Computer-based versions of the Graduate Record Examination will be suspended in four Asian countries after a year-long investigation uncovered Asian-language Web sites with answers to the test.

Current and past questions from the graduate admissions exam were illegally obtained by test takers and displayed on Web sites based in China and Korea, according to the Educational Testing Service, which administers the test.

The investigation found that the average verbal scores in China, Hong Kong, Taiwan and South Korea had risen significantly. Test officials attribute the rise to the Web sites, which were written in Chinese and Korean.

"We looked at score changes in 40 countries and noticed a significant rise in only these countries," said Carole A. Beere, the chairwoman of the GRE board.

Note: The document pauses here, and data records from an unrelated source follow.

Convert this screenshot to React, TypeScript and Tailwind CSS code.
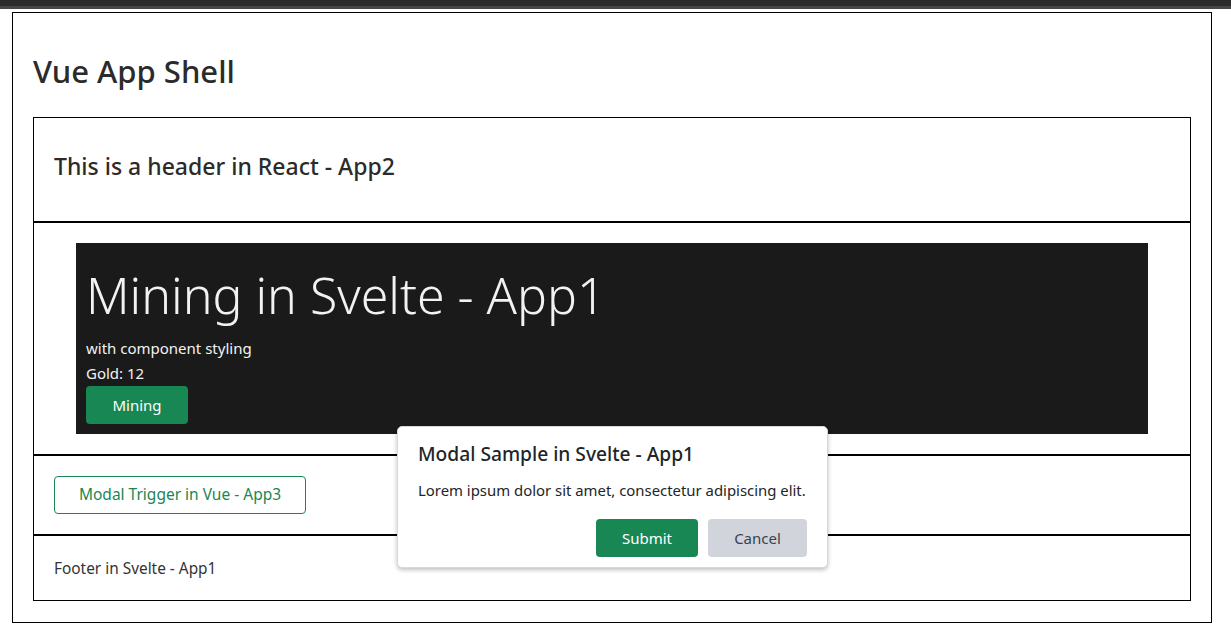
import React from 'react';

const font = { fontFamily: '"Noto Sans", "Open Sans", sans-serif' };

// Svelte modal overlay
const ModalSample: React.FC = () => (
  <div className="absolute left-[397px] top-[426px] w-[431px] h-[142px] bg-white rounded-[5px] border border-[#d8d8d8] shadow-[0_2px_4px_rgba(0,0,0,0.25)] px-5 pt-[13px]">
    <h5 className="text-[19.2px] leading-[28px] font-medium text-[#212529]">Modal Sample in Svelte - App1</h5>
    <p className="mt-[11px] text-[14.9px] leading-[22px] text-[#212529] whitespace-nowrap">
      Lorem ipsum dolor sit amet, consectetur adipiscing elit.
    </p>
    <div className="mt-[18px] flex justify-end gap-[10px]">
      <button className="w-[102px] h-[38px] rounded-[4px] bg-[#198754] text-white text-[15px]">Submit</button>
      <button className="w-[99px] h-[38px] rounded-[4px] bg-[#d1d5db] text-[#374151] text-[15px]">Cancel</button>
    </div>
  </div>
);

export default function App() {
  return (
    <div className="relative w-[1231px] h-[640px] bg-white text-[#212529]" style={font}>
      <div className="h-[6px] bg-[#2b2b2b]" />
      <div className="h-[3px] bg-[#474747]" />
      <div className="ml-[12px] mt-[3px] w-[1200px] h-[611px] border border-black px-5">
        <h2 className="pt-[38px] text-[31px] leading-[40px] font-medium text-[#2b2b2b]">Vue App Shell</h2>
        <div className="mt-[26px] w-[1158px]">
          {/* React header */}
          <div className="h-[105px] border border-black flex items-center px-5">
            <h4 className="text-[23px] font-medium leading-[30px] -mt-[7px] text-[#2b2b2b]">This is a header in React - App2</h4>
          </div>
          {/* Svelte mining */}
          <div className="h-[233px] border border-black px-[42px] pt-5">
            <div className="h-[191px] bg-[#1a1a1a] text-[#f2f2f2] px-[10px]">
              <h1 className="pt-[21px] text-[50px] leading-[62px] font-light">Mining in Svelte - App1</h1>
              <p className="mt-[10px] text-[15px] leading-[24px]">with component styling</p>
              <p className="text-[15px] leading-[26px]">Gold: 12</p>
              <button className="w-[102px] h-[38px] rounded-[4px] bg-[#198754] text-white text-[15px]">Mining</button>
            </div>
          </div>
          {/* Vue trigger */}
          <div className="h-[80px] border border-black flex items-center px-5">
            <button className="w-[252px] h-[38px] rounded-[4px] border border-[#198754] text-[#198754] text-[15.5px]">
              Modal Trigger in Vue - App3
            </button>
          </div>
          {/* Svelte footer */}
          <div className="h-[66px] border border-black flex items-center px-5">
            <span className="text-[15.4px] text-[#333] pt-[1px]">Footer in Svelte - App1</span>
          </div>
        </div>
      </div>
      <ModalSample />
    </div>
  );
}
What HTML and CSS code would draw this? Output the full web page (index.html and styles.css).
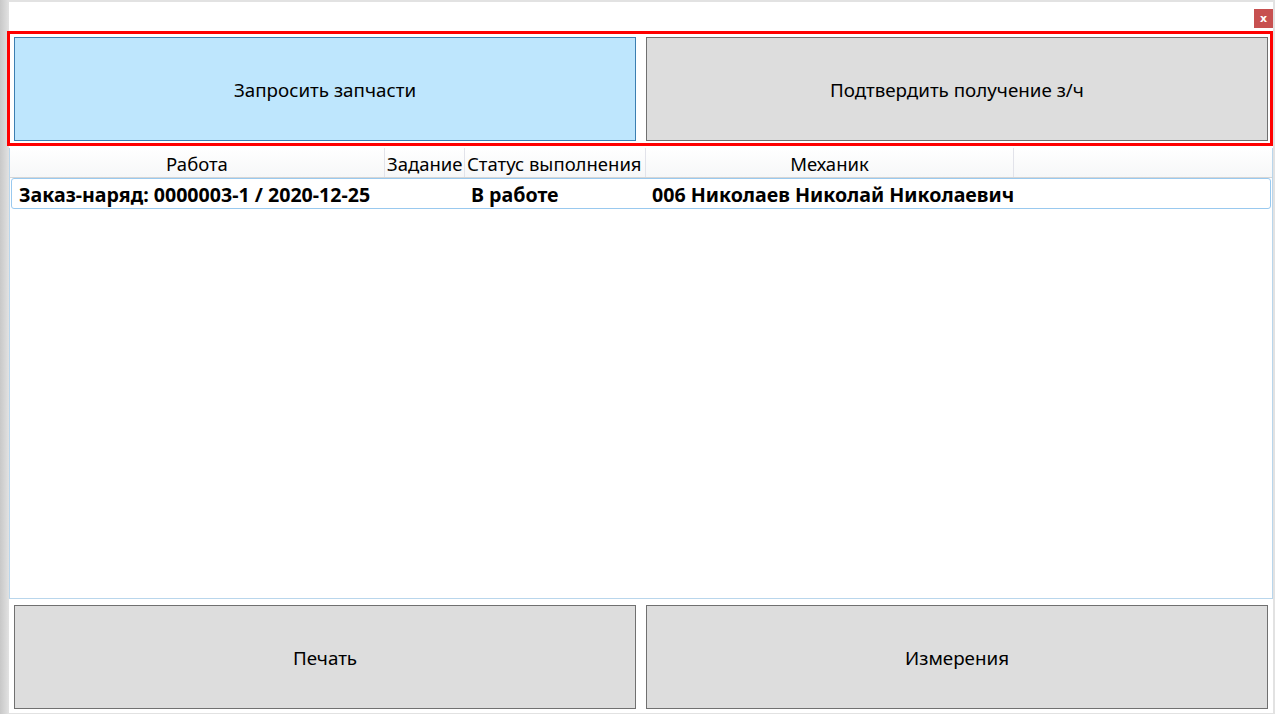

Only the paper version of the GRE General Test will be available in the four countries on the next two testing dates: Nov. 23, 2002, and March 15, 2003. The change is expected to affect more than 55,000 students each year.

ETS would not reveal when the answers were posted on the Internet nor when it noticed scores increasing.

"Every year we'd get someone from China who had high verbal scores on the GRE then had little or no knowledge of English when he got to the classroom," added Howard Lijestrand, graduate adviser at the University of Texas.

Bob Schaeffer of Fair Test, which monitors standardized testing, is pleased the computer version of test will be suspended in the four countries. But he said it is only a matter of time before U.S. applicants find out about the Web sites.

The GRE is taken annually by more than 400,000 applicants to graduate programs in the arts, humanities, sciences and engineering.